I can understand both caveats of data being still too specific: city > 100k, lat/long rounded 0.5 degree. Of course any information (even west vs east hemisphere) is a least of some help to a nefarious agent, so it's more a matter of how much exposure is deemed acceptable risk.
Would a city > 500 k be acceptable? Would rounding to 1 degree be acceptable? Even the latter is still useful for broader analyses, e.g. is the level of participation in rural areas of Russia or China comparable with population density or not?

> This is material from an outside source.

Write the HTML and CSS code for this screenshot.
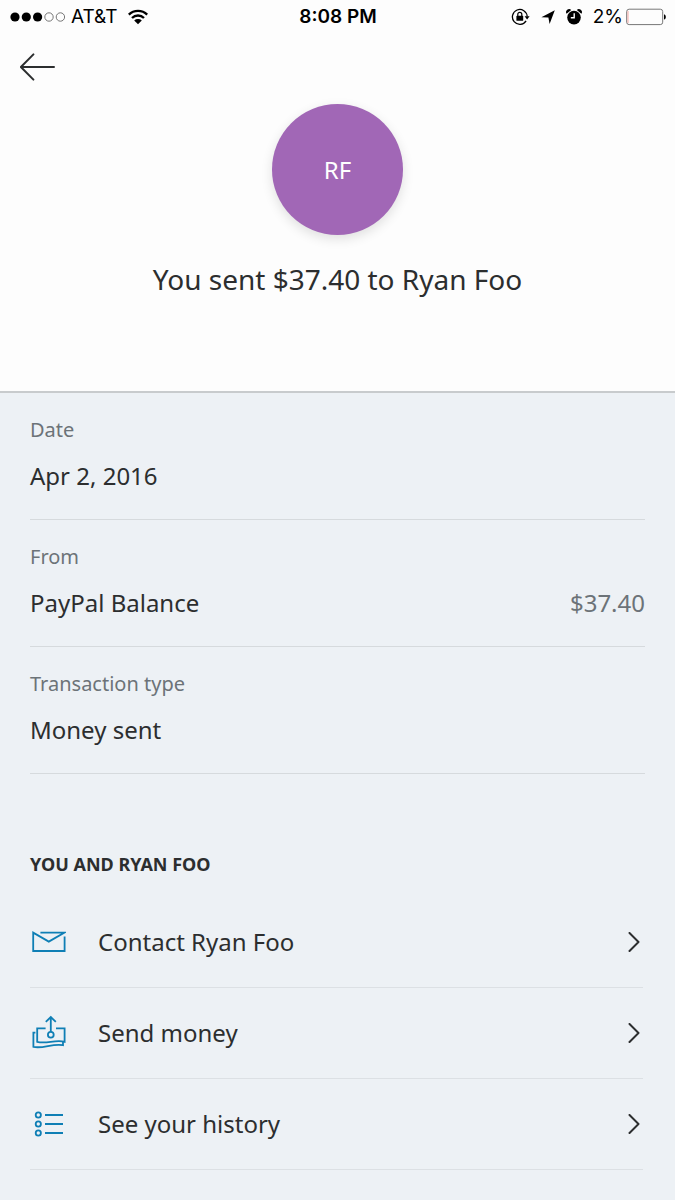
FILE: index.html
```html
<!DOCTYPE html>
<html lang="en">
<head>
    <meta charset="UTF-8">
    <meta name="viewport" content="width=device-width, initial-scale=1.0">
    <title>Transaction details</title>
    <link rel="stylesheet" href="styles.css">
</head>
<body>
    <header class="top">
        <div class="status-bar">
            <div class="status-left">
                <svg class="signal" width="56" height="12" viewBox="0 0 56 12" aria-hidden="true">
                    <circle cx="5" cy="6" r="4.6"/>
                    <circle cx="16.3" cy="6" r="4.6"/>
                    <circle cx="27.6" cy="6" r="4.6"/>
                    <circle class="empty" cx="39" cy="6" r="4.2"/>
                    <circle class="empty" cx="50.4" cy="6" r="4.2"/>
                </svg>
                <span>AT&amp;T</span>
                <svg class="wifi" width="20" height="16" viewBox="0 0 20 16" aria-hidden="true">
                    <path d="M0.8 5.6a13.2 13.2 0 0 1 18.4 0M4 9a8.6 8.6 0 0 1 12 0"/>
                    <path class="fill" d="M6.2 11.4a5.6 5.6 0 0 1 7.6 0L10 15.2z"/>
                </svg>
            </div>
            <span class="time">8:08 PM</span>
            <div class="status-right">
                <svg width="19" height="18" viewBox="0 0 19 18" aria-hidden="true">
                    <path d="M15.1 12.8A7.4 7.4 0 1 1 16.2 8.5" fill="none" stroke="#000" stroke-width="1.3"/>
                    <path d="M13.6 8.2h5l-2.5 3.2z"/>
                    <rect x="5.4" y="7.8" width="6.8" height="5" rx="0.6"/>
                    <path d="M6.8 8V6.3a2 2 0 0 1 4 0V8" fill="none" stroke="#000" stroke-width="1.2"/>
                </svg>
                <svg width="14" height="16" viewBox="0 0 14 16" aria-hidden="true">
                    <path d="M13.8 1.2L8.6 15L7.4 8.6L0.4 8.2z"/>
                </svg>
                <svg width="16" height="18" viewBox="0 0 16 18" aria-hidden="true">
                    <circle cx="8" cy="9.6" r="6.8"/>
                    <path d="M0.6 5.8A3 3 0 0 1 5.2 2zM15.4 5.8A3 3 0 0 0 10.8 2z"/>
                    <path d="M8.2 5.2v4.6H4.8" fill="none" stroke="#fff" stroke-width="1.4"/>
                </svg>
                <span>2%</span>
                <svg class="battery" width="40" height="18" viewBox="0 0 40 18" aria-hidden="true">
                    <rect x="0.7" y="1.2" width="36" height="15.4" rx="2.4" fill="none" stroke="#777" stroke-width="1"/>
                    <path d="M2 3v12" stroke="#f6aaa6" stroke-width="1"/>
                    <path d="M38 6.2c2.4 0.6 2.4 4.8 0 5.4z"/>
                </svg>
            </div>
        </div>
        <nav class="nav">
            <button class="back" type="button" aria-label="Back">
                <svg width="36" height="28" viewBox="0 0 36 28" aria-hidden="true">
                    <path d="M13.4 1.4L0.9 14L13.4 26.6M0.9 14H34"/>
                </svg>
            </button>
        </nav>
        <div class="hero">
            <div class="avatar">RF</div>
            <h1>You sent $37.40 to Ryan Foo</h1>
        </div>
    </header>

    <main class="details">
        <dl class="info">
            <div class="info-item">
                <dt>Date</dt>
                <dd>Apr 2, 2016</dd>
            </div>
            <div class="info-item">
                <dt>From</dt>
                <dd>PayPal Balance <span class="amount">$37.40</span></dd>
            </div>
            <div class="info-item">
                <dt>Transaction type</dt>
                <dd>Money sent</dd>
            </div>
        </dl>

        <h2>YOU AND RYAN FOO</h2>
        <ul class="actions">
            <li>
                <a href="#contact">
                    <svg class="icon" width="36" height="36" viewBox="0 0 36 36" aria-hidden="true">
                        <path d="M10.4 8.6H34.6L18.8 17.6L3.2 8.6V27H34.6V12.6"/>
                    </svg>
                    <span>Contact Ryan Foo</span>
                    <svg class="chevron" width="12" height="20" viewBox="0 0 12 20" aria-hidden="true"><path d="M1.5 1L10.5 10L1.5 19"/></svg>
                </a>
            </li>
            <li>
                <a href="#send">
                    <svg class="icon" width="36" height="36" viewBox="0 0 36 36" aria-hidden="true">
                        <path d="M15.6 13.4H7.2V26.8C16 29.4 25 24.4 34.6 26.8V13.4H26"/>
                        <path d="M5.4 17.6H3.4V31.8C12.5 34.2 23 28 33 30.2V26.8"/>
                        <circle cx="20.8" cy="19.8" r="2.9"/>
                        <path d="M20.8 16.9V2.2M15.8 6.8L20.8 2L25.8 6.8"/>
                    </svg>
                    <span>Send money</span>
                    <svg class="chevron" width="12" height="20" viewBox="0 0 12 20" aria-hidden="true"><path d="M1.5 1L10.5 10L1.5 19"/></svg>
                </a>
            </li>
            <li>
                <a href="#history">
                    <svg class="icon" width="36" height="36" viewBox="0 0 36 36" aria-hidden="true">
                        <circle cx="8.3" cy="9" r="2.6"/>
                        <circle cx="8.3" cy="18" r="2.6"/>
                        <circle cx="8.3" cy="27" r="2.6"/>
                        <path d="M15 9H33M15 18H33M15 27H33"/>
                    </svg>
                    <span>See your history</span>
                    <svg class="chevron" width="12" height="20" viewBox="0 0 12 20" aria-hidden="true"><path d="M1.5 1L10.5 10L1.5 19"/></svg>
                </a>
            </li>
        </ul>
    </main>
</body>
</html>
```
FILE: styles.css
```css
* {
    box-sizing: border-box;
}
body {
    margin: 0;
    min-height: 100vh;
    background-color: #edf1f5;
    color: #2c2e2f;
    font-family: "Noto Sans", sans-serif;
    font-size: 24px;
    line-height: 32px;
}
svg {
    display: block;
    flex: none;
}

/* top area */
.top {
    background-color: #fdfdfd;
    border-bottom: 2px solid #c8cbcd;
    padding-bottom: 93px;
}
.status-bar {
    display: grid;
    grid-template-columns: 1fr auto 1fr;
    align-items: center;
    height: 34px;
    padding: 0 9px 0 10px;
    color: #000;
    font-family: Inter, sans-serif;
    font-size: 19px;
}
.status-left,
.status-right {
    display: flex;
    align-items: center;
}
.status-left {
    gap: 5px;
}
.status-left .wifi {
    margin-left: 5px;
}
.status-right {
    justify-content: flex-end;
    gap: 11px;
}
.status-right .battery {
    margin-left: -8px;
}
.signal .empty {
    fill: none;
    stroke: #555;
    stroke-width: 0.8;
}
.wifi path {
    fill: none;
    stroke: #000;
    stroke-width: 2.4;
}
.wifi .fill {
    fill: #000;
    stroke: none;
}
.time {
    font-weight: 600;
}
.nav {
    display: flex;
    align-items: center;
    height: 66px;
    padding: 0 20px;
}
.back {
    padding: 0;
    border: none;
    background: none;
    cursor: pointer;
}
.back path {
    fill: none;
    stroke: #2c2e2f;
    stroke-width: 2;
    stroke-linecap: round;
    stroke-linejoin: round;
}
.hero {
    display: flex;
    flex-direction: column;
    align-items: center;
    gap: 25px;
    padding-top: 4px;
}
.avatar {
    display: flex;
    justify-content: center;
    align-items: center;
    width: 131px;
    height: 131px;
    border-radius: 50%;
    background-color: #a167b6;
    color: #fff;
    box-shadow: 0 4px 12px rgba(0, 0, 0, 0.12);
}
h1 {
    margin: 0;
    font-size: 28px;
    font-weight: 400;
    line-height: 38px;
}

/* transaction info */
.details {
    padding: 0 30px;
}
.info {
    margin: 0;
}
.info-item {
    padding: 21px 0 27px;
    border-bottom: 1px solid #d6dadd;
}
dt {
    margin-bottom: 14px;
    color: #6c7378;
    font-size: 20px;
}
dd {
    display: flex;
    justify-content: space-between;
    margin: 0;
}
.amount {
    color: #6c7378;
}

/* links */
h2 {
    margin: 74px 0 17px;
    font-size: 18px;
    font-weight: 700;
}
.actions {
    margin: 0;
    padding: 0 2px 0 0;
    list-style: none;
}
.actions li {
    border-bottom: 1px solid #dce0e4;
}
.actions a {
    display: flex;
    align-items: center;
    height: 90px;
    padding-right: 3px;
    color: inherit;
    text-decoration: none;
}
.actions span {
    flex: 1;
    margin-left: 32px;
}
.icon {
    fill: none;
    stroke: #0f7fb5;
    stroke-width: 1.8;
}
.chevron {
    fill: none;
    stroke: #2c2e2f;
    stroke-width: 2;
    stroke-linecap: round;
    stroke-linejoin: round;
}
```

The rounding of degrees to any precision has nothing to do determining state/region. That would be MaxMind's algorithm which still has the full precision available. Our concern is what will be stored on disk after ip>geo has been done.
--
As for opt-in I'm somewhat skeptical that would give much credibility to the numbers. People in some countries (or even states) will opt-in much easier than in other countries. Or we would need to correct those figures because we can measure opt-in rate per region. Hmm, maybe, but complicated. I'm not sure we have the resources for this, unlike Google.
Erik
From: analytics-bounces@lists.wikimedia.org [mailto:analytics-bounces@lists.wikimedia.org] On Behalf Of Dan Andreescu Sent: Wednesday, August 14, 2013 2:58 PM To: A mailing list for the Analytics Team at WMF and everybody who has an interest in Wikipedia and analytics. Subject: Re: [Analytics] U.S. state-level editor retention data
We would store it locally like we do with country and continent lookup list, and could manually vet whether cities are > say 100,000 people)
I'm not sure that would always provide the safety we're looking for. Because police work, by a nefarious agent in a city with 100,000 people, would quite easily lead to the identity of a specific editor.
As for latitude/longitude, again, these should be rounded on purpose.
If we round on 0.5 degree, this gives a latitudinal resolution of around 55 km or 30 mi at the equator, and 22 km or 12 mile at the arctic circle.
(Again state or region lookup might be too costly to lookup anyway, but that is another matter)
Unfortunately, I think 30 miles would not provide enough anonymity in China because in some 30 mile areas there may only be a few small villages. Also unfortunately 30 miles would not provide the accuracy that James needs to capture Washington D.C. activity, because any log line would show up in Maryland, Virginia, and D.C. simultaneously.
I think we have to turn this request on its head a little bit and think about the people who are going to be potentially identified. We somehow have to get their permission to analyze this data. If you look at any other geo-analysis being performed by Apple, Google, etc. this is not unusual - they always ask permission from the end user being tracked. We could ask permission in the same way, but maybe find a way to be less creepy than the typical Google approach.